Page segmentation can improve OCR results when you know that a PDF ought to be
analyzed a particular way, such as PDFs whose pages contain only a single line of
text. For the vast majority of users, changing the page segmentation mode will only
make things worse.
As of June 2024, the Tesseract page segmentation modes are:
| ID | Description |
| --- | --------------------------------------------------------------------------------------------- |
| 0 | Orientation and script detection (OSD) only. |
| 1 | Automatic page segmentation with OSD. |
| 2 | Automatic page segmentation, but no OSD, or OCR. (not implemented) |
| 3 | Fully automatic page segmentation, but no OSD. (Default) |
| 4 | Assume a single column of text of variable sizes. |
| 5 | Assume a single uniform block of vertically aligned text. |
| 6 | Assume a single uniform block of text. |
| 7 | Treat the image as a single text line. |
| 8 | Treat the image as a single word. |
| 9 | Treat the image as a single word in a circle. |
| 10 | Treat the image as a single character. |
| 11 | Sparse text.

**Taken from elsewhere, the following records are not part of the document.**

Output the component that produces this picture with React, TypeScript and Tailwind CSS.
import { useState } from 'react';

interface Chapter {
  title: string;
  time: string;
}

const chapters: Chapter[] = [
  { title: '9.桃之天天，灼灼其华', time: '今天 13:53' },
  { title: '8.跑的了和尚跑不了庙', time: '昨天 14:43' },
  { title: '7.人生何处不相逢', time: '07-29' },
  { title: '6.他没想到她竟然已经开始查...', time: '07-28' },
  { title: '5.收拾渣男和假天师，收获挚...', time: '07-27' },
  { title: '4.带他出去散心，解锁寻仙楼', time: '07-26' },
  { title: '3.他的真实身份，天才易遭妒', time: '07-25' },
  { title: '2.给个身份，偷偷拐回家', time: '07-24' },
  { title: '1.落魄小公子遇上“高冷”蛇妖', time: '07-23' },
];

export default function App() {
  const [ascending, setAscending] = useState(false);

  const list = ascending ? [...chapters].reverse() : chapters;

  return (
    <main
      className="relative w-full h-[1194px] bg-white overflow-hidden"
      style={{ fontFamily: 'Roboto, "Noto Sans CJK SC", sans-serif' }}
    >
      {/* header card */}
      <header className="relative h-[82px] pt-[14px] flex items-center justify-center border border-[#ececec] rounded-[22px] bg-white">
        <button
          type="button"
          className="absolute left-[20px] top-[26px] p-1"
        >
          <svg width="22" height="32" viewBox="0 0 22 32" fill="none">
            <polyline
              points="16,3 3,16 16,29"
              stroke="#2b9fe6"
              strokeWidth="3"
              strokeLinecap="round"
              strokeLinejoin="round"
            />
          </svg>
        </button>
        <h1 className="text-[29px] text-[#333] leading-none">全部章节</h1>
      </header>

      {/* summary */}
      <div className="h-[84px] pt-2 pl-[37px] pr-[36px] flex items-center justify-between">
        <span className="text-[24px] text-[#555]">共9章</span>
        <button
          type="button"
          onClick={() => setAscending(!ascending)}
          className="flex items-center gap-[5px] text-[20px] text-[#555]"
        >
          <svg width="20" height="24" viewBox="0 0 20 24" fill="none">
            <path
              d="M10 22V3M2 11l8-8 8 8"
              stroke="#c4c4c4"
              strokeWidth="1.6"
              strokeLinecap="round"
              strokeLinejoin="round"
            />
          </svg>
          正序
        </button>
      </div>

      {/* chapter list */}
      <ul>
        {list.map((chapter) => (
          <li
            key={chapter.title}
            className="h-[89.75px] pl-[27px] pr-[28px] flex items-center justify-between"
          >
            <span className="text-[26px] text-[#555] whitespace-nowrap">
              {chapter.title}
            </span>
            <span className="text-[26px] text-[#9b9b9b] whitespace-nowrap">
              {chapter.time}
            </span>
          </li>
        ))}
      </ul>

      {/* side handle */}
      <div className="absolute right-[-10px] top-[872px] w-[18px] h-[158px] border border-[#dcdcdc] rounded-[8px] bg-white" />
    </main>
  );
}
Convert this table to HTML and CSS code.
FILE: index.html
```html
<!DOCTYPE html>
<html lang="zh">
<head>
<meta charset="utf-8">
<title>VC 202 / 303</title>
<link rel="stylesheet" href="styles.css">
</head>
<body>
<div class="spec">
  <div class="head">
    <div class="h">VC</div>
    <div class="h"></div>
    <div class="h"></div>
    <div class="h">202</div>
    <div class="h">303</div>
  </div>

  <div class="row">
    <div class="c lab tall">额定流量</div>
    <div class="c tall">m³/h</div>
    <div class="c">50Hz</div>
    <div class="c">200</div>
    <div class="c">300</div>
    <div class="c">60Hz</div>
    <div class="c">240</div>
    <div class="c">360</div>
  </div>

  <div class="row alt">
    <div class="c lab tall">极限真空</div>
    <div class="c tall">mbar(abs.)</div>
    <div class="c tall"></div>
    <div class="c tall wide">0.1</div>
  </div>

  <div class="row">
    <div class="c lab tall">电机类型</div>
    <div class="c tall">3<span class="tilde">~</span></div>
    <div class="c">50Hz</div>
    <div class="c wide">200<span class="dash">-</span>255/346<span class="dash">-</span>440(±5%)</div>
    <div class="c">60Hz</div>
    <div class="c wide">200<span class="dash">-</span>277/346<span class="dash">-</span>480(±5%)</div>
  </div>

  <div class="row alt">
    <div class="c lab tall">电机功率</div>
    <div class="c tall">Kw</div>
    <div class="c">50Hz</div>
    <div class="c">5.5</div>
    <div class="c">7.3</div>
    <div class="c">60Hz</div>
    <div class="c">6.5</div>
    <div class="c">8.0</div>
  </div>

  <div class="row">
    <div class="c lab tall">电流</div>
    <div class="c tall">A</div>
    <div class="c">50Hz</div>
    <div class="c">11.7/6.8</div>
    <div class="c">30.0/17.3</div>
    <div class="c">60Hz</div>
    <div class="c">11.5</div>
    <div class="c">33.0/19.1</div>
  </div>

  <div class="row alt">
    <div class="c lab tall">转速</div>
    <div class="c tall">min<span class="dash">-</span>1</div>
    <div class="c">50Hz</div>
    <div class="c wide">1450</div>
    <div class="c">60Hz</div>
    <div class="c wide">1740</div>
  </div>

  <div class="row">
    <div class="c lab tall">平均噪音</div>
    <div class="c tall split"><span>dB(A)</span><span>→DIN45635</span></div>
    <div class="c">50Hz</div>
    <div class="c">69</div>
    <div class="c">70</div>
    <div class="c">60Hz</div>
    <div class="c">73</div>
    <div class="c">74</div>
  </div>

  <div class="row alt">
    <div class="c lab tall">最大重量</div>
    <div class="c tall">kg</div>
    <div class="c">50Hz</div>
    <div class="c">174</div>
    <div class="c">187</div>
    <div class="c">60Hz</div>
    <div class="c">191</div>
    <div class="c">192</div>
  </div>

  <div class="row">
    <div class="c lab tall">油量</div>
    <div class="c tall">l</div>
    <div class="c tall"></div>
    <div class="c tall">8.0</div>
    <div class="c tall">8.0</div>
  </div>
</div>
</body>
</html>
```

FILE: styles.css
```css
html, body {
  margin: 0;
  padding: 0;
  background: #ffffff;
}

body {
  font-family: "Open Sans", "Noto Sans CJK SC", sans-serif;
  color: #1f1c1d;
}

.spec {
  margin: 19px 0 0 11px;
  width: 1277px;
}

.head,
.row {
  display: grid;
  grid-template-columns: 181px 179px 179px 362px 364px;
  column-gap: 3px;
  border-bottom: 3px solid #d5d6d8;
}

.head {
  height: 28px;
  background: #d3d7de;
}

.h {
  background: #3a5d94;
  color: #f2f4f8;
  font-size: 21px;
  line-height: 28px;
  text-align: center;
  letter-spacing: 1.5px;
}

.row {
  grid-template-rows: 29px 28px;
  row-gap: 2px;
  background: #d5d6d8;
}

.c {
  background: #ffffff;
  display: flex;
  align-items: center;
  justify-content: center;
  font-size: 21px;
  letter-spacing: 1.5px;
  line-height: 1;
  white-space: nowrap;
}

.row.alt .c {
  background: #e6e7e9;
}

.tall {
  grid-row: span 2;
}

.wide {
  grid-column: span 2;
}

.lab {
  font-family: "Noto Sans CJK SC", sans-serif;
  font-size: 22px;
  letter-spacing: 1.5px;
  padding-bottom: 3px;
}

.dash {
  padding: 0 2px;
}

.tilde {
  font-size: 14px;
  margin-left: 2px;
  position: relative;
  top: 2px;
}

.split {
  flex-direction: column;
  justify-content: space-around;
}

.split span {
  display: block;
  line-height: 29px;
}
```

Find as much text as possible in no particular order. |
| 12 | Sparse text with OSD. |
| 13 | Raw line. Treat the image as a single text line, bypassing hacks that are Tesseract-specific. |
Modes 0, 1, 2, and 12 (all of those that enable orientation and script detection)

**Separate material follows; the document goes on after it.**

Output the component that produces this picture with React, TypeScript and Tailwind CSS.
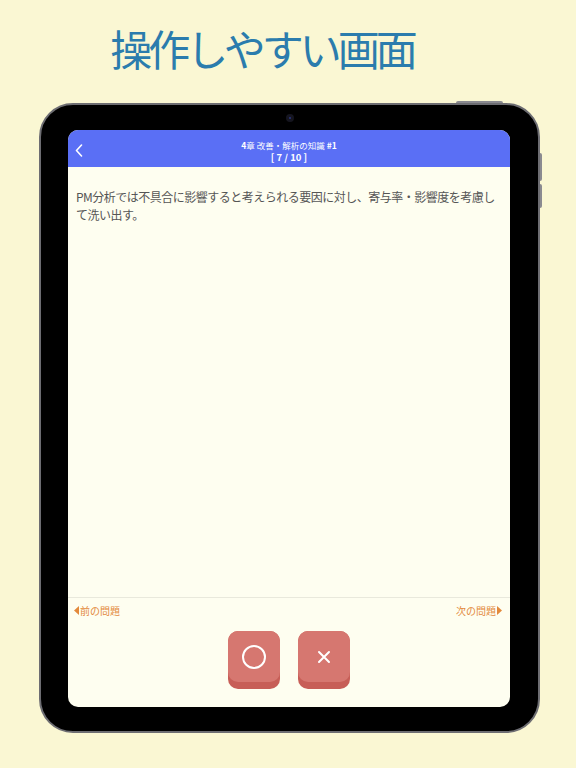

are not compatible with OCRmyPDF, which performs OSD in a separate step from OCR.
Their use may interfere with `--rotate-pages` and other features.
It is currently not possible to use advanced Tesseract OCR features, such as creating
OCR information, when using Tesseract through OCRmyPDF.
## Choosing a PDF rasterizer
:::{versionadded} 17.0.0
:::
rasterizing
: Converting a PDF page to an image for OCR processing.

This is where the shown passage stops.